→ **SHORT EXERCISE**
Below is a listing to write out in full, exactly as given, without its pictures.
......
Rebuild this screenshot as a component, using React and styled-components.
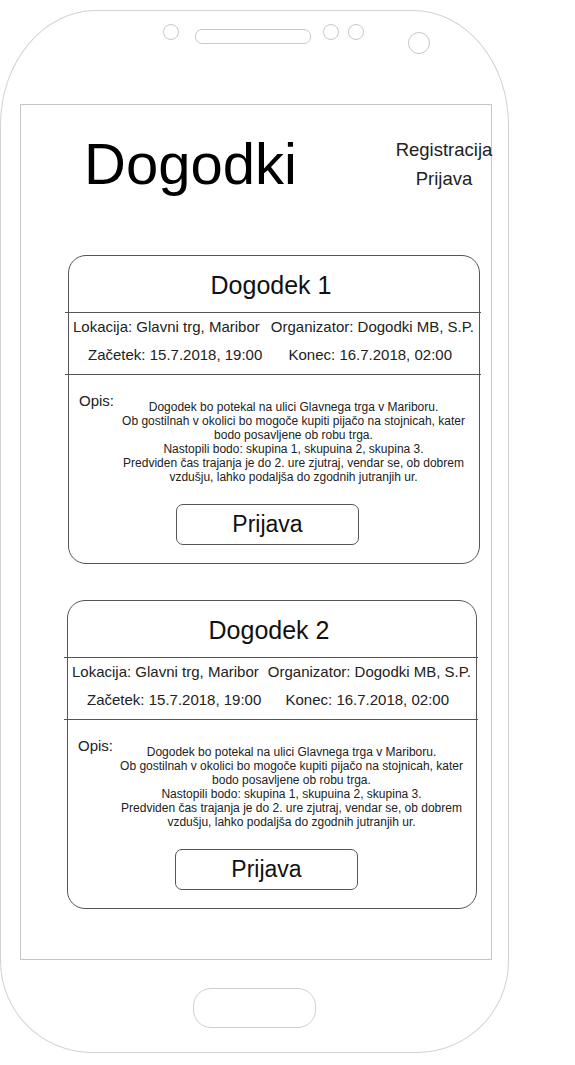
import styled, { createGlobalStyle } from 'styled-components';

const GlobalStyle = createGlobalStyle`
  html, body {
    margin: 0;
    padding: 0;
    background: #fff;
  }
  body {
    font-family: 'Liberation Sans', Arial, sans-serif;
    color: #111;
  }
`;

const Phone = styled.div`
  box-sizing: border-box;
  width: 509px;
  height: 1043px;
  margin-top: 10px;
  border: 1px solid #d2d2d2;
  border-radius: 96px 96px 92px 92px / 115px 115px 92px 92px;
  display: flex;
  flex-direction: column;
`;

const SensorBar = styled.div`
  display: flex;
  align-items: flex-start;
  padding: 13px 0 0 162px;
`;

const Sensor = styled.span`
  box-sizing: border-box;
  display: block;
  width: ${p => p.$w}px;
  height: ${p => p.$h}px;
  margin-top: ${p => p.$top || 0}px;
  margin-left: ${p => p.$gap || 0}px;
  border: 1px solid #c8c8c8;
  border-radius: ${p => (p.$pill ? '7px' : '50%')};
`;

const Screen = styled.div`
  box-sizing: border-box;
  width: 472px;
  height: 856px;
  margin: 50px 0 0 19px;
  border: 1px solid #c6c6c6;
  display: flex;
  flex-direction: column;
`;

const Header = styled.header`
  display: flex;
  align-items: flex-start;
  padding: 30px 0 0 63px;
`;

const Title = styled.h1`
  margin: 0;
  font-size: 58px;
  line-height: 1;
  font-weight: 400;
  color: #000;
`;

const Nav = styled.nav`
  margin-left: auto;
  width: 94px;
  display: flex;
  flex-direction: column;
  align-items: center;
  font-size: 18.5px;
  line-height: 29px;
  white-space: nowrap;
  color: #222;
`;

const CardList = styled.div`
  display: flex;
  flex-direction: column;
  gap: 36px;
  margin-top: 62px;
`;

const Card = styled.section`
  box-sizing: border-box;
  width: ${p => p.$width}px;
  margin-left: ${p => p.$left}px;
  border: 1px solid #555;
  border-radius: 18px;
  display: flex;
  flex-direction: column;
`;

const CardTitle = styled.h2`
  margin: 0;
  height: 56px;
  box-sizing: border-box;
  padding: 2px 6px 0 0;
  font-size: 25px;
  line-height: 54px;
  font-weight: 400;
  text-align: center;
  color: #111;
`;

const Divider = styled.div`
  height: 1px;
  background: #555;
  margin: 0 -2px 0 -4px;
`;

const Info = styled.div`
  padding-bottom: 5px;
`;

const InfoRow = styled.div`
  display: flex;
  justify-content: space-between;
  padding: 0 ${p => p.$right}px 0 ${p => p.$left}px;
  font-size: 15px;
  line-height: 28px;
  white-space: nowrap;
  color: #222;
`;

const Body = styled.div`
  display: flex;
  flex-direction: column;
  padding: 17px 10px 0 10px;
`;

const DescRow = styled.div`
  display: grid;
  grid-template-columns: 35px 1fr;
  column-gap: 4px;
`;

const Label = styled.span`
  font-size: 15px;
  line-height: 17px;
  color: #222;
`;

const Desc = styled.p`
  margin: 8px 0 0;
  font-size: 12px;
  line-height: 14px;
  text-align: center;
  color: #222;
`;

const Button = styled.button`
  box-sizing: border-box;
  width: 183px;
  height: 41px;
  margin: 20px 0 18px 97px;
  border: 1px solid #555;
  border-radius: 7px;
  background: #fff;
  font-family: inherit;
  font-size: 23px;
  color: #111;
  padding: 0;
`;

const HomeButton = styled.div`
  box-sizing: border-box;
  align-self: center;
  width: 123px;
  height: 40px;
  margin-top: 28px;
  border: 1px solid #d0d0d0;
  border-radius: 18px;
`;

const events = [
  { id: 1, name: 'Dogodek 1', left: 47, width: 412 },
  { id: 2, name: 'Dogodek 2', left: 46, width: 410 },
];

function EventCard({ name, left, width }) {
  return (
    <Card $left={left} $width={width}>
      <CardTitle>{name}</CardTitle>
      <Divider />
      <Info>
        <InfoRow $left={4} $right={5}>
          <span>Lokacija: Glavni trg, Maribor</span>
          <span>Organizator: Dogodki MB, S.P.</span>
        </InfoRow>
        <InfoRow $left={19} $right={27}>
          <span>Začetek: 15.7.2018, 19:00</span>
          <span>Konec: 16.7.2018, 02:00</span>
        </InfoRow>
      </Info>
      <Divider />
      <Body>
        <DescRow>
          <Label>Opis:</Label>
          <Desc>
            Dogodek bo potekal na ulici Glavnega trga v Mariboru.
            <br />
            Ob gostilnah v okolici bo mogoče kupiti pijačo na stojnicah, kater
            <br />
            bodo posavljene ob robu trga.
            <br />
            Nastopili bodo: skupina 1, skupuina 2, skupina 3.
            <br />
            Predviden čas trajanja je do 2. ure zjutraj, vendar se, ob dobrem
            <br />
            vzdušju, lahko podaljša do zgodnih jutranjih ur.
          </Desc>
        </DescRow>
        <Button type="button">Prijava</Button>
      </Body>
    </Card>
  );
}

export default function App() {
  return (
    <>
      <GlobalStyle />
      <Phone>
        <SensorBar>
          <Sensor $w={16} $h={16} />
          <Sensor $w={116} $h={15} $top={5} $gap={16} $pill />
          <Sensor $w={16} $h={16} $gap={12} />
          <Sensor $w={16} $h={16} $gap={9} />
          <Sensor $w={22} $h={22} $top={8} $gap={44} />
        </SensorBar>
        <Screen>
          <Header>
            <Title>Dogodki</Title>
            <Nav>
              <span>Registracija</span>
              <span>Prijava</span>
            </Nav>
          </Header>
          <CardList>
            {events.map(ev => (
              <EventCard key={ev.id} name={ev.name} left={ev.left} width={ev.width} />
            ))}
          </CardList>
        </Screen>
        <HomeButton />
      </Phone>
    </>
  );
}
......
→ **EXPECTED ANSWER**
Rebuild this screenshot as a component, using React and styled-components.
import styled, { createGlobalStyle } from 'styled-components';

const GlobalStyle = createGlobalStyle`
  html, body {
    margin: 0;
    padding: 0;
    background: #fff;
  }
  body {
    font-family: 'Liberation Sans', Arial, sans-serif;
    color: #111;
  }
`;

const Phone = styled.div`
  box-sizing: border-box;
  width: 509px;
  height: 1043px;
  margin-top: 10px;
  border: 1px solid #d2d2d2;
  border-radius: 96px 96px 92px 92px / 115px 115px 92px 92px;
  display: flex;
  flex-direction: column;
`;

const SensorBar = styled.div`
  display: flex;
  align-items: flex-start;
  padding: 13px 0 0 162px;
`;

const Sensor = styled.span`
  box-sizing: border-box;
  display: block;
  width: ${p => p.$w}px;
  height: ${p => p.$h}px;
  margin-top: ${p => p.$top || 0}px;
  margin-left: ${p => p.$gap || 0}px;
  border: 1px solid #c8c8c8;
  border-radius: ${p => (p.$pill ? '7px' : '50%')};
`;

const Screen = styled.div`
  box-sizing: border-box;
  width: 472px;
  height: 856px;
  margin: 50px 0 0 19px;
  border: 1px solid #c6c6c6;
  display: flex;
  flex-direction: column;
`;

const Header = styled.header`
  display: flex;
  align-items: flex-start;
  padding: 30px 0 0 63px;
`;

const Title = styled.h1`
  margin: 0;
  font-size: 58px;
  line-height: 1;
  font-weight: 400;
  color: #000;
`;

const Nav = styled.nav`
  margin-left: auto;
  width: 94px;
  display: flex;
  flex-direction: column;
  align-items: center;
  font-size: 18.5px;
  line-height: 29px;
  white-space: nowrap;
  color: #222;
`;

const CardList = styled.div`
  display: flex;
  flex-direction: column;
  gap: 36px;
  margin-top: 62px;
`;

const Card = styled.section`
  box-sizing: border-box;
  width: ${p => p.$width}px;
  margin-left: ${p => p.$left}px;
  border: 1px solid #555;
  border-radius: 18px;
  display: flex;
  flex-direction: column;
`;

const CardTitle = styled.h2`
  margin: 0;
  height: 56px;
  box-sizing: border-box;
  padding: 2px 6px 0 0;
  font-size: 25px;
  line-height: 54px;
  font-weight: 400;
  text-align: center;
  color: #111;
`;

const Divider = styled.div`
  height: 1px;
  background: #555;
  margin: 0 -2px 0 -4px;
`;

const Info = styled.div`
  padding-bottom: 5px;
`;

const InfoRow = styled.div`
  display: flex;
  justify-content: space-between;
  padding: 0 ${p => p.$right}px 0 ${p => p.$left}px;
  font-size: 15px;
  line-height: 28px;
  white-space: nowrap;
  color: #222;
`;

const Body = styled.div`
  display: flex;
  flex-direction: column;
  padding: 17px 10px 0 10px;
`;

const DescRow = styled.div`
  display: grid;
  grid-template-columns: 35px 1fr;
  column-gap: 4px;
`;

const Label = styled.span`
  font-size: 15px;
  line-height: 17px;
  color: #222;
`;

const Desc = styled.p`
  margin: 8px 0 0;
  font-size: 12px;
  line-height: 14px;
  text-align: center;
  color: #222;
`;

const Button = styled.button`
  box-sizing: border-box;
  width: 183px;
  height: 41px;
  margin: 20px 0 18px 97px;
  border: 1px solid #555;
  border-radius: 7px;
  background: #fff;
  font-family: inherit;
  font-size: 23px;
  color: #111;
  padding: 0;
`;

const HomeButton = styled.div`
  box-sizing: border-box;
  align-self: center;
  width: 123px;
  height: 40px;
  margin-top: 28px;
  border: 1px solid #d0d0d0;
  border-radius: 18px;
`;

const events = [
  { id: 1, name: 'Dogodek 1', left: 47, width: 412 },
  { id: 2, name: 'Dogodek 2', left: 46, width: 410 },
];

function EventCard({ name, left, width }) {
  return (
    <Card $left={left} $width={width}>
      <CardTitle>{name}</CardTitle>
      <Divider />
      <Info>
        <InfoRow $left={4} $right={5}>
          <span>Lokacija: Glavni trg, Maribor</span>
          <span>Organizator: Dogodki MB, S.P.</span>
        </InfoRow>
        <InfoRow $left={19} $right={27}>
          <span>Začetek: 15.7.2018, 19:00</span>
          <span>Konec: 16.7.2018, 02:00</span>
        </InfoRow>
      </Info>
      <Divider />
      <Body>
        <DescRow>
          <Label>Opis:</Label>
          <Desc>
            Dogodek bo potekal na ulici Glavnega trga v Mariboru.
            <br />
            Ob gostilnah v okolici bo mogoče kupiti pijačo na stojnicah, kater
            <br />
            bodo posavljene ob robu trga.
            <br />
            Nastopili bodo: skupina 1, skupuina 2, skupina 3.
            <br />
            Predviden čas trajanja je do 2. ure zjutraj, vendar se, ob dobrem
            <br />
            vzdušju, lahko podaljša do zgodnih jutranjih ur.
          </Desc>
        </DescRow>
        <Button type="button">Prijava</Button>
      </Body>
    </Card>
  );
}

export default function App() {
  return (
    <>
      <GlobalStyle />
      <Phone>
        <SensorBar>
          <Sensor $w={16} $h={16} />
          <Sensor $w={116} $h={15} $top={5} $gap={16} $pill />
          <Sensor $w={16} $h={16} $gap={12} />
          <Sensor $w={16} $h={16} $gap={9} />
          <Sensor $w={22} $h={22} $top={8} $gap={44} />
        </SensorBar>
        <Screen>
          <Header>
            <Title>Dogodki</Title>
            <Nav>
              <span>Registracija</span>
              <span>Prijava</span>
            </Nav>
          </Header>
          <CardList>
            {events.map(ev => (
              <EventCard key={ev.id} name={ev.name} left={ev.left} width={ev.width} />
            ))}
          </CardList>
        </Screen>
        <HomeButton />
      </Phone>
    </>
  );
}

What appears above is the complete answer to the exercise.